Data lines:
● ● ● ●

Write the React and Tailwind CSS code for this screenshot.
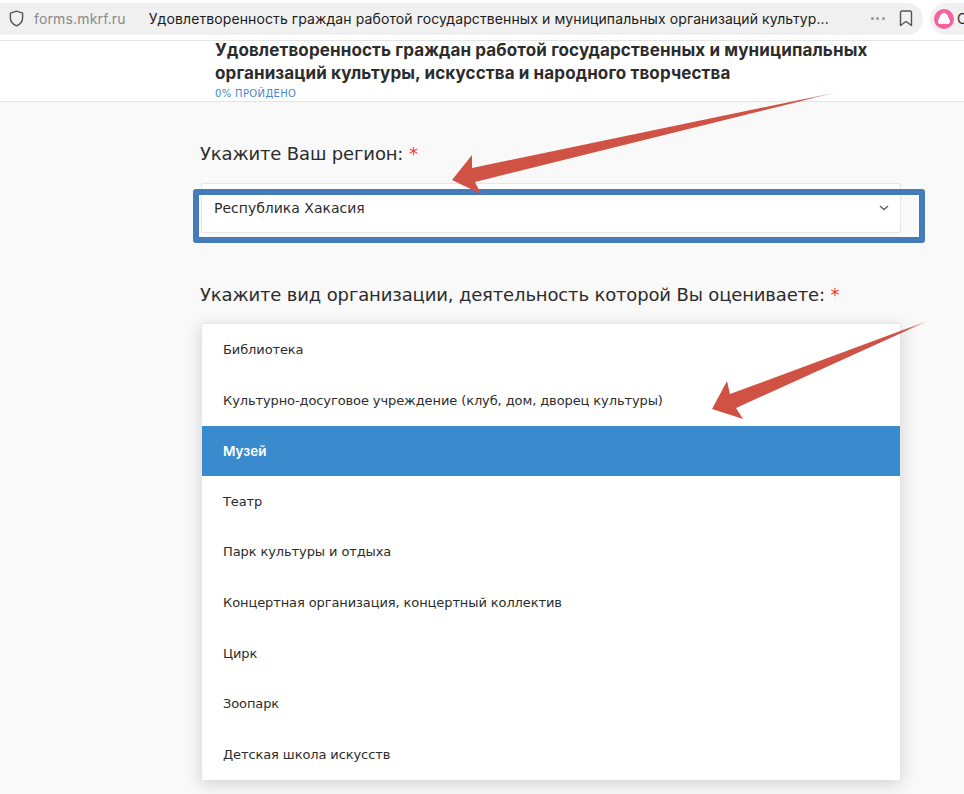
const options = [
  "Библиотека",
  "Культурно-досуговое учреждение (клуб, дом, дворец культуры)",
  "Музей",
  "Театр",
  "Парк культуры и отдыха",
  "Концертная организация, концертный коллектив",
  "Цирк",
  "Зоопарк",
  "Детская школа искусств",
];

function Arrows() {
  return (
    <svg className="absolute left-0 top-0 pointer-events-none" width="964" height="794">
      <defs>
        <linearGradient id="fade1" gradientUnits="userSpaceOnUse" x1="838" y1="92" x2="800" y2="100">
          <stop offset="0" stopColor="#d05244" stopOpacity="0.2" />
          <stop offset="1" stopColor="#d05244" />
        </linearGradient>
        <linearGradient id="fade2" gradientUnits="userSpaceOnUse" x1="930" y1="320" x2="905" y2="330">
          <stop offset="0" stopColor="#d05244" stopOpacity="0.2" />
          <stop offset="1" stopColor="#d05244" />
        </linearGradient>
      </defs>
      <path d="M838 92 L472 168 L472 155 L452 180 L481 194 L475 182 Z" fill="url(#fade1)" />
      <path d="M930 320 L730 394 L727 381 L712 409 L743 419 L736 408 Z" fill="url(#fade2)" />
    </svg>
  );
}

export default function App() {
  return (
    <div className="relative h-[794px] w-[964px] overflow-hidden bg-[#f9f9f9] font-['DejaVu_Sans',sans-serif] text-[#2c2c2c]">
      {/* browser bar */}
      <div className="flex h-[41px] items-center gap-[7px] border-b border-[#e4e4e4] bg-white pb-[5px] pt-[2px] font-['Inter',sans-serif] text-[14px]">
        <div className="flex h-[32px] w-[923px] shrink-0 items-center rounded-r-[16px] bg-[#f0f0f0] pl-[9px]">
          <svg width="15" height="17" viewBox="0 0 15 17" fill="none" stroke="#555" strokeWidth="1.4">
            <path d="M7.5 1.2 L13.6 3.2 V8 C13.6 11.8 11 14.4 7.5 15.8 C4 14.4 1.4 11.8 1.4 8 V3.2 Z" strokeLinejoin="round" />
          </svg>
          <span className="ml-[10px] tracking-[0.15px] text-[#8a8a8a]">forms.mkrf.ru</span>
          <span className="ml-[23px] w-[690px] shrink-0 truncate tracking-[0.1px] text-[#1c1c1c]">
            Удовлетворенность граждан работой государственных и муниципальных организаций культур...
          </span>
          <span className="ml-[32px] flex gap-[2.5px]">
            <i className="size-[3px] rounded-full bg-[#999]" />
            <i className="size-[3px] rounded-full bg-[#999]" />
            <i className="size-[3px] rounded-full bg-[#999]" />
          </span>
          <svg className="ml-[14px]" width="14" height="17" viewBox="0 0 14 17" fill="none" stroke="#555" strokeWidth="1.4">
            <path d="M1.5 2.5 a1.5 1.5 0 0 1 1.5-1.5 h8 a1.5 1.5 0 0 1 1.5 1.5 V15.5 L7 11.5 L1.5 15.5 Z" strokeLinejoin="round" />
          </svg>
        </div>
        <div className="flex h-[32px] w-[60px] shrink-0 items-center rounded-l-[16px] bg-[#f0f0f0] pl-[4px]">
          <svg width="20" height="20" viewBox="0 0 20 20">
            <circle cx="10" cy="10" r="10" fill="#f4619c" />
            <path d="M10 3.8 C7.2 3.8 6 7.5 4.4 10.8 C3.2 13.6 4.8 15.6 7.2 15 C9 14.6 11 14.6 12.8 15 C15.2 15.6 16.8 13.6 15.6 10.8 C14 7.5 12.8 3.8 10 3.8 Z" fill="#fff" />
          </svg>
          <span className="ml-[3px]">С</span>
        </div>
      </div>

      {/* header */}
      <div className="flex h-[61px] flex-col border-b border-[#e4e4e4] bg-white pl-[215px]">
        <h1 className="-mt-[2px] font-['Inter',sans-serif] text-[17px] font-bold leading-[23px] tracking-[0.12px]">
          Удовлетворенность граждан работой государственных и муниципальных
          <br />
          организаций культуры, искусства и народного творчества
        </h1>
        <p className="mt-[2px] text-[10px] leading-[14px] tracking-[0.35px] text-[#4a86d0]">0% ПРОЙДЕНО</p>
      </div>

      {/* form */}
      <div className="ml-[201px] w-[700px]">
        <p className="-ml-[1px] mt-[40px] text-[18px] leading-[24px] tracking-[-0.15px]">
          Укажите Ваш регион: <span className="text-[#f03a2e]">*</span>
        </p>
        <div className="mt-[17px] flex h-[50px] items-center justify-between rounded-[2px] border border-[#e6e6e6] bg-white pl-[12px] pr-[11px] text-[14px]">
          <span>Республика Хакасия</span>
          <svg width="10" height="6" viewBox="0 0 10 6" fill="none" stroke="#666" strokeWidth="1.6">
            <path d="M1 1l4 3.5L9 1" />
          </svg>
        </div>
        <p className="-ml-[1px] mt-[50px] text-[18px] leading-[24px] tracking-[-0.15px]">
          Укажите вид организации, деятельность которой Вы оцениваете: <span className="text-[#f03a2e]">*</span>
        </p>
        <ul className="mt-[16px] border-x border-t border-[#e6e6e6] bg-white pt-[0.5px] shadow-[0_4px_16px_rgba(0,0,0,0.16)]">
          {options.map((o) => (
            <li
              key={o}
              className={
                o === "Музей"
                  ? "flex h-[50.6px] items-center bg-[#3a8bce] pl-[21px] font-['Inter',sans-serif] text-[13.5px] font-semibold text-white"
                  : "flex h-[50.6px] items-center pl-[21px] text-[13px] tracking-[-0.1px]"
              }
            >
              {o}
            </li>
          ))}
        </ul>
      </div>

      {/* annotations */}
      <div className="absolute left-[193px] top-[189px] h-[54px] w-[732px] rounded-[3px] border-[6px] border-[#437cb8]" />
      <Arrows />
    </div>
  );
}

● ● ● ●

Prompt: Copy out all the data exactly; skip the pictures.

Answer below:
Write the React and Tailwind CSS code for this screenshot.
const options = [
  "Библиотека",
  "Культурно-досуговое учреждение (клуб, дом, дворец культуры)",
  "Музей",
  "Театр",
  "Парк культуры и отдыха",
  "Концертная организация, концертный коллектив",
  "Цирк",
  "Зоопарк",
  "Детская школа искусств",
];

function Arrows() {
  return (
    <svg className="absolute left-0 top-0 pointer-events-none" width="964" height="794">
      <defs>
        <linearGradient id="fade1" gradientUnits="userSpaceOnUse" x1="838" y1="92" x2="800" y2="100">
          <stop offset="0" stopColor="#d05244" stopOpacity="0.2" />
          <stop offset="1" stopColor="#d05244" />
        </linearGradient>
        <linearGradient id="fade2" gradientUnits="userSpaceOnUse" x1="930" y1="320" x2="905" y2="330">
          <stop offset="0" stopColor="#d05244" stopOpacity="0.2" />
          <stop offset="1" stopColor="#d05244" />
        </linearGradient>
      </defs>
      <path d="M838 92 L472 168 L472 155 L452 180 L481 194 L475 182 Z" fill="url(#fade1)" />
      <path d="M930 320 L730 394 L727 381 L712 409 L743 419 L736 408 Z" fill="url(#fade2)" />
    </svg>
  );
}

export default function App() {
  return (
    <div className="relative h-[794px] w-[964px] overflow-hidden bg-[#f9f9f9] font-['DejaVu_Sans',sans-serif] text-[#2c2c2c]">
      {/* browser bar */}
      <div className="flex h-[41px] items-center gap-[7px] border-b border-[#e4e4e4] bg-white pb-[5px] pt-[2px] font-['Inter',sans-serif] text-[14px]">
        <div className="flex h-[32px] w-[923px] shrink-0 items-center rounded-r-[16px] bg-[#f0f0f0] pl-[9px]">
          <svg width="15" height="17" viewBox="0 0 15 17" fill="none" stroke="#555" strokeWidth="1.4">
            <path d="M7.5 1.2 L13.6 3.2 V8 C13.6 11.8 11 14.4 7.5 15.8 C4 14.4 1.4 11.8 1.4 8 V3.2 Z" strokeLinejoin="round" />
          </svg>
          <span className="ml-[10px] tracking-[0.15px] text-[#8a8a8a]">forms.mkrf.ru</span>
          <span className="ml-[23px] w-[690px] shrink-0 truncate tracking-[0.1px] text-[#1c1c1c]">
            Удовлетворенность граждан работой государственных и муниципальных организаций культур...
          </span>
          <span className="ml-[32px] flex gap-[2.5px]">
            <i className="size-[3px] rounded-full bg-[#999]" />
            <i className="size-[3px] rounded-full bg-[#999]" />
            <i className="size-[3px] rounded-full bg-[#999]" />
          </span>
          <svg className="ml-[14px]" width="14" height="17" viewBox="0 0 14 17" fill="none" stroke="#555" strokeWidth="1.4">
            <path d="M1.5 2.5 a1.5 1.5 0 0 1 1.5-1.5 h8 a1.5 1.5 0 0 1 1.5 1.5 V15.5 L7 11.5 L1.5 15.5 Z" strokeLinejoin="round" />
          </svg>
        </div>
        <div className="flex h-[32px] w-[60px] shrink-0 items-center rounded-l-[16px] bg-[#f0f0f0] pl-[4px]">
          <svg width="20" height="20" viewBox="0 0 20 20">
            <circle cx="10" cy="10" r="10" fill="#f4619c" />
            <path d="M10 3.8 C7.2 3.8 6 7.5 4.4 10.8 C3.2 13.6 4.8 15.6 7.2 15 C9 14.6 11 14.6 12.8 15 C15.2 15.6 16.8 13.6 15.6 10.8 C14 7.5 12.8 3.8 10 3.8 Z" fill="#fff" />
          </svg>
          <span className="ml-[3px]">С</span>
        </div>
      </div>

      {/* header */}
      <div className="flex h-[61px] flex-col border-b border-[#e4e4e4] bg-white pl-[215px]">
        <h1 className="-mt-[2px] font-['Inter',sans-serif] text-[17px] font-bold leading-[23px] tracking-[0.12px]">
          Удовлетворенность граждан работой государственных и муниципальных
          <br />
          организаций культуры, искусства и народного творчества
        </h1>
        <p className="mt-[2px] text-[10px] leading-[14px] tracking-[0.35px] text-[#4a86d0]">0% ПРОЙДЕНО</p>
      </div>

      {/* form */}
      <div className="ml-[201px] w-[700px]">
        <p className="-ml-[1px] mt-[40px] text-[18px] leading-[24px] tracking-[-0.15px]">
          Укажите Ваш регион: <span className="text-[#f03a2e]">*</span>
        </p>
        <div className="mt-[17px] flex h-[50px] items-center justify-between rounded-[2px] border border-[#e6e6e6] bg-white pl-[12px] pr-[11px] text-[14px]">
          <span>Республика Хакасия</span>
          <svg width="10" height="6" viewBox="0 0 10 6" fill="none" stroke="#666" strokeWidth="1.6">
            <path d="M1 1l4 3.5L9 1" />
          </svg>
        </div>
        <p className="-ml-[1px] mt-[50px] text-[18px] leading-[24px] tracking-[-0.15px]">
          Укажите вид организации, деятельность которой Вы оцениваете: <span className="text-[#f03a2e]">*</span>
        </p>
        <ul className="mt-[16px] border-x border-t border-[#e6e6e6] bg-white pt-[0.5px] shadow-[0_4px_16px_rgba(0,0,0,0.16)]">
          {options.map((o) => (
            <li
              key={o}
              className={
                o === "Музей"
                  ? "flex h-[50.6px] items-center bg-[#3a8bce] pl-[21px] font-['Inter',sans-serif] text-[13.5px] font-semibold text-white"
                  : "flex h-[50.6px] items-center pl-[21px] text-[13px] tracking-[-0.1px]"
              }
            >
              {o}
            </li>
          ))}
        </ul>
      </div>

      {/* annotations */}
      <div className="absolute left-[193px] top-[189px] h-[54px] w-[732px] rounded-[3px] border-[6px] border-[#437cb8]" />
      <Arrows />
    </div>
  );
}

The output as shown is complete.